UNIVERCINÉ RUSSE 2010 - NANTES
Les Zazous : un film-thérapie contre la mélancolie
Haute en couleur et en musique, la comédie musicale Les Zazous, réalisée par Valéri Todorovski en 2008, a ouvert le bal du Festival du Film Russe de Nantes. C’est avec ferveur et enthousiasme que les personnages nous transportent gaiement dans un film aux décors et aux chorégraphies époustouflantes. Un bon hymne à la joie, dynamique et décalé tout en étant romantique et attachant.
Ils étaient facilement reconnaissables à leur veste à carreaux tombante et à leur parapluie fermé.
Moscou 1955, deux ans après la mort de Staline, en pleine Guerre Froide. Les brigades des jeunesses communistes mènent la vie dure au zazous qu’elles pourchassent avec des ciseaux pour leur couper cheveux et vêtements. Lors d’une poursuite, Mels (Marx-Engels-Lenine-Staline) tombe sous le charme de Polly, une fille de l’autre camp. En vue de la séduire, le jeune Komsomolets exemplaire et rigide va petit à petit se transformer en un de ces rebelles, fans de musique jazz et de mode américaine.
Oui, la Russie a eu ses zazous !
Le phénomène des zazous (stilyagi en russe) est une mode qui était déjà apparue en France dans les années 1940, sous le régime de Vichy. Il s’agissait de jeunes gens s’affublant de vêtements anglais ou américains et affichant leur amour du jazz. Ils étaient facilement reconnaissables à leur veste à carreaux tombante et à leur parapluie fermé qu’il pleuve ou qu’il vente. Ils représentaient des jeunes anticonformistes qui s’opposaient à la rigidité du gouvernement par leur attitude désinvolte et leur capacité à tout tourner en dérision. Par exemple, lorsque les lois raciales de Pétain et des Nazis obligèrent les Juifs à porter l’étoile jaune, un certain nombre de zazous, par défi, s’affichèrent avec une étoile jaune marquée Zazou, Swing ou Goy. Ils furent arrêtés et conduits au camp de Drancy avant d’être relâchés. Une décennie plus tard, le régime communiste de l’URSS voit aussi naître ses rebelles hauts en couleurs arborant une coiffure pompadour pour les hommes et une choucroute relevée pour les jeunes filles. Ils ont leur propre Broadway à Moscou et se retrouvent régulièrement pour swinguer sur du Charlie Parker et du Miles Davis.

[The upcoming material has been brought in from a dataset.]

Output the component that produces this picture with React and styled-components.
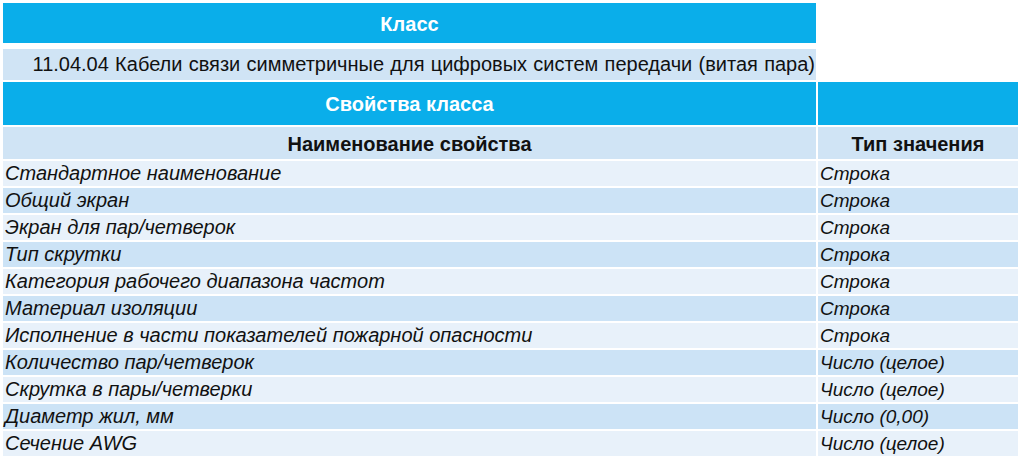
import React from 'react';
import styled, { createGlobalStyle } from 'styled-components';

const GlobalStyle = createGlobalStyle`
  body {
    margin: 0;
    background: #ffffff;
    font-family: "Liberation Sans", Arial, sans-serif;
  }
`;

const BLUE = '#0aaeea';
const LIGHT = '#e8f1fa';
const DARK = '#cce3f6';
const HEAD = '#d0e4f5';

const Page = styled.div`
  width: 1024px;
  height: 468px;
  padding: 3px 0 0 3px;
  box-sizing: border-box;
`;

const ClassBlock = styled.div`
  width: 813px;
  display: flex;
  flex-direction: column;
`;

const BlueBar = styled.div`
  background: ${BLUE};
  color: #ffffff;
  font-weight: bold;
  font-size: 20px;
  display: flex;
  align-items: center;
  justify-content: center;
  padding-top: 2px;
  box-sizing: border-box;
  height: ${p => p.$h}px;
`;

const CodeRow = styled.div`
  margin-top: 6px;
  height: 31px;
  background: ${HEAD};
  color: #111111;
  font-size: 20px;
  word-spacing: 0.7px;
  display: flex;
  align-items: center;
  justify-content: flex-end;
  padding-right: 1px;
  white-space: nowrap;
`;

const Table = styled.div`
  margin-top: 2px;
  display: grid;
  grid-template-columns: 813px 200px;
  grid-template-rows: 43px 32px;
  grid-auto-rows: 25px;
  gap: 2px;
`;

const TopCell = styled(BlueBar)`
  height: auto;
`;

const HeadCell = styled.div`
  background: ${HEAD};
  color: #111111;
  font-weight: bold;
  font-size: 20px;
  display: flex;
  align-items: center;
  justify-content: center;
  padding-top: 3px;
`;

const Cell = styled.div`
  background: ${p => (p.$odd ? DARK : LIGHT)};
  color: #111111;
  font-style: italic;
  font-size: ${p => (p.$type ? 19 : 20)}px;
  display: flex;
  align-items: center;
  padding-left: 2px;
  white-space: nowrap;
`;

const rows = [
  ['Стандартное наименование', 'Строка'],
  ['Общий экран', 'Строка'],
  ['Экран для пар/четверок', 'Строка'],
  ['Тип скрутки', 'Строка'],
  ['Категория рабочего диапазона частот', 'Строка'],
  ['Материал изоляции', 'Строка'],
  ['Исполнение в части показателей пожарной опасности', 'Строка'],
  ['Количество пар/четверок', 'Число (целое)'],
  ['Скрутка в пары/четверки', 'Число (целое)'],
  ['Диаметр жил, мм', 'Число (0,00)'],
  ['Сечение AWG', 'Число (целое)'],
];

export default function App() {
  return (
    <>
      <GlobalStyle />
      <Page>
        <ClassBlock>
          <BlueBar $h={40}>Класс</BlueBar>
          <CodeRow>11.04.04 Кабели связи симметричные для цифровых систем передачи (витая пара)</CodeRow>
        </ClassBlock>
        <Table>
          <TopCell>Свойства класса</TopCell>
          <TopCell />
          <HeadCell>Наименование свойства</HeadCell>
          <HeadCell>Тип значения</HeadCell>
          {rows.map(([name, type], i) => (
            <React.Fragment key={name}>
              <Cell $odd={i % 2 === 1}>{name}</Cell>
              <Cell $odd={i % 2 === 1} $type>{type}</Cell>
            </React.Fragment>
          ))}
        </Table>
      </Page>
    </>
  );
}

« Nous ne sommes ni meilleurs ni pires, nous sommes juste différents ».
Dans le film, le réalisateur met en scène une nette opposition entre la rigueur militaire des communistes et la folie déglinguée des zazous. Une musique endiablée fait face à un rythme militaire froid, des marchés clandestins riches en vêtements bariolés sont dissimulés derrière des magasins de vêtements où tout est identique et symétrique. Les Zazous forme un hymne à la différence et à la liberté, ainsi qu’une ode à la sensualité, aux sentiments et à la vie. On bascule sans cesse entre deux idéaux : le rêve d’une American way of life et le cauchemar des usines staliniennes. Toutefois, le réalisateur n’oublie pas de souligner que l’effet de groupe présent chez les jeunesses communistes n’épargne pas les zazous et que l’anticonformisme se renouvelle à chaque génération.
A l’image de ses personnages désinvoltes, le film tourne en dérision les clichés de la comédie musicale et des films romantiques américains. Tous les décalages et anachronismes sont assumés avec humour et subtilité : des punks, un bébé noir, « un livre de géométrie » et des classiques du rock russes revisités pour le film et qui se mêlent élégamment à une musique jazz ou rap.
Plus qu’une comédie musicale simple et légère, c’est un film qui porte tous les embryons de la révolte et toutes les aspirations à une vie épanouie et entière, un hymne à la jeunesse à la fois lucide et farfelu.
Marine Leduc et Antoine Bernier
Le film a remporté le Prix du Public de cette 19ème édition du Festival du cinéma russe de Nantes.